Reese is based in New York where the magazine is edited. He was in Rome for the election of Benedict, who enforced a hard line on church doctrine and silenced theologians who diverged from it in his 24 years as Pope John Paul II's orthodoxy watchdog.

While in Rome, Reese met with his superior who mentioned there had been complaints about a couple of articles, a Jesuit official in Rome said. The official said Reese had left Rome with the idea he would resign.

"Was he forced out?

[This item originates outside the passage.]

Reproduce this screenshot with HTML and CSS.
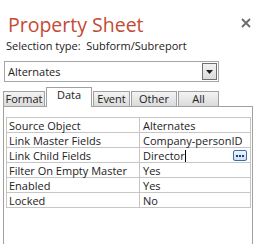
FILE: index.html
```html
<!DOCTYPE html>
<html lang="en">

<head>
  <meta charset="UTF-8" />
  <title>Property Sheet</title>
  <link rel="stylesheet" href="styles.css">
</head>

<body>
  <div class="sheet">
    <!-- Header -->
    <div class="header">
      <h1 class="title">Property Sheet</h1>
      <svg class="close" width="10" height="10" viewBox="0 0 10 10">
        <path d="M1 1 L9 9 M9 1 L1 9" stroke="#6b6b6b" stroke-width="1.8" />
      </svg>
    </div>
    <div class="selection">Selection type:&nbsp; Subform/Subreport</div>

    <!-- Object combo -->
    <div class="combo">
      <span class="combo-text">Alternates</span>
      <span class="combo-btn">
        <svg width="7" height="4" viewBox="0 0 7 4"><path d="M0 0 H7 L3.5 4 Z" fill="#222" /></svg>
      </span>
    </div>

    <!-- Tabs -->
    <div class="tabs">
      <div class="tab tab-format">Format</div>
      <div class="tab tab-data active">Data</div>
      <div class="tab tab-event">Event</div>
      <div class="tab tab-other">Other</div>
      <div class="tab tab-all">All</div>
    </div>

    <!-- Property grid -->
    <div class="panel">
      <table class="props">
        <tr><td class="name">Source Object</td><td class="value">Alternates</td></tr>
        <tr><td class="name">Link Master Fields</td><td class="value">Company-personID</td></tr>
        <tr>
          <td class="name">Link Child Fields</td>
          <td class="value editing">Director<span class="caret"></span>
            <span class="builder">
              <svg width="8" height="2" viewBox="0 0 8 2">
                <rect x="0" y="0" width="2" height="2" fill="#1a3f7a" />
                <rect x="3" y="0" width="2" height="2" fill="#1a3f7a" />
                <rect x="6" y="0" width="2" height="2" fill="#1a3f7a" />
              </svg>
            </span>
          </td>
        </tr>
        <tr><td class="name">Filter On Empty Master</td><td class="value">Yes</td></tr>
        <tr><td class="name">Enabled</td><td class="value">Yes</td></tr>
        <tr><td class="name">Locked</td><td class="value">No</td></tr>
      </table>
    </div>
  </div>
</body>

</html>
```

FILE: styles.css
```css
/* General Styles */
body {
  margin: 0;
  padding: 0;
  background-color: #ffffff;
  font-family: "Open Sans", "Noto Sans", sans-serif;
  color: #222;
  overflow: hidden;
}

.sheet {
  width: 255px;
  height: 244px;
  display: flex;
  flex-direction: column;
}

/* Header */
.header {
  display: flex;
  justify-content: space-between;
  align-items: flex-start;
  margin-top: 13px;
}

.title {
  margin: 0 0 0 8px;
  font-size: 19.5px;
  line-height: 24px;
  font-weight: 400;
  color: #c44a36;
}

.close {
  margin: 5px 4px 0 0;
}

.selection {
  margin: 1px 0 0 6px;
  font-size: 11px;
  line-height: 15px;
  color: #222;
  white-space: pre;
}

/* Combo box */
.combo {
  margin: 8px 0 0 4px;
  width: 213px;
  height: 19px;
  border: 1px solid #a6a6a6;
  display: flex;
  align-items: center;
  justify-content: space-between;
}

.combo-text {
  padding-left: 3px;
  font-size: 11px;
}

.combo-btn {
  width: 13px;
  height: 15px;
  margin-right: 1px;
  border: 1px solid #707070;
  background: linear-gradient(#f2f2f2, #dcdcdc);
  display: flex;
  align-items: center;
  justify-content: center;
}

/* Tabs */
.tabs {
  margin: 5px 0 0 3px;
  height: 19px;
  display: flex;
  align-items: flex-end;
  gap: 1px;
  position: relative;
  z-index: 1;
}

.tab {
  height: 15px;
  border: 1px solid #a0a0a0;
  border-bottom: none;
  background: linear-gradient(#f4f4f4, #dadada);
  font-size: 11px;
  line-height: 14px;
  text-align: center;
  box-sizing: border-box;
}

.tab-format { width: 42px; }
.tab-data { width: 46px; }
.tab-event { width: 37px; }
.tab-other { width: 46px; }
.tab-all { width: 41px; }

.tab.active {
  height: 20px;
  background: #ffffff;
  line-height: 13px;
  margin-bottom: -1px;
}

/* Property panel */
.panel {
  flex: 1;
  margin: 0 2px 0 3px;
  border: 1px solid #a0a0a0;
  border-bottom: none;
  padding: 10px 1px 0 2px;
}

.props {
  width: 100%;
  border-collapse: collapse;
  font-size: 11px;
}

.props td {
  border: 1px solid #c6c6c6;
  height: 14px;
  padding: 0 0 0 2px;
  line-height: 13px;
  white-space: nowrap;
}

.props .name {
  width: 130px;
}

.props .value {
  padding-left: 3px;
}

.editing {
  position: relative;
}

.caret {
  display: inline-block;
  width: 1px;
  height: 12px;
  background: #000;
  vertical-align: -2px;
}

.builder {
  position: absolute;
  right: 3px;
  top: 2px;
  width: 12px;
  height: 9px;
  border: 1px solid #3b6cb3;
  border-radius: 2px;
  background: linear-gradient(#eef5fd, #cfe0f5);
  display: flex;
  align-items: center;
  justify-content: center;
}
```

There's no question he was forced out," says New York Times religion columnist Peter Steinfels, who says Reese's ouster could silence moderate voices within the church.

Steinfels says the question now is "whether the center can hold in American Catholicism," with a well-informed discussion of controversial issues. "That's really what Father Reese and the magazine offered," says Steinfels.

In addition to his work at "America," Reese has long been a familiar face and voice on TV and radio - often commenting on Catholic matters, including possible choices for pope as the College of Cardinals began the conclave that ended with Ratzinger's election.

In a CBS News interview on April 18th, Reese - asked about the possibility of the German cardinal succeeding John Paul II - said plainly: "He's a polarizing figure in the church - no question."

In "America," the following week, Reese wrote: "A church that cannot openly discuss issues is a church retreating into an intellectual ghetto."

The Vatican has had a sometimes tense relationship with the Jesuits, some of whose members in the past have questioned papal pronouncements on birth control, priestly celibacy and the ban on women priests.

The magazine had made a point of publishing broad points of view - including some that clashed with church teaching - irking some Catholics in the United States and Rome, the officials said.

Some of the hot button issues included gay priests, stem-cell research, whether Catholic politicians can be denied communion if they support abortion rights, and same-sex unions.

The magazine also wrote about a Vatican document that outlined the idea that divine truth is most fully revealed in Christianity and the Catholic Church in particular.

The document "Dominus Iesus" was issued in 2000 by the Congregation of the Doctrine of the Faith - the office that was headed by German Cardinal Joseph Ratzinger before he became Pope Benedict XVI last month.

Critics complained the document could set back Church efforts to reach out to other Christians and believers outside the Church.

When contacted Friday, Reese said only that his tenure ends on June 1 and that he would move immediately to California and continue in his Jesuit ministry.

He said he was "proud of what my colleagues and I did with the magazine, and I am grateful to them, our readers and our benefactors for the support they gave me. I look forward to taking a sabbatical while my provincial (regional boss) and I determine the next phase of my Jesuit ministry."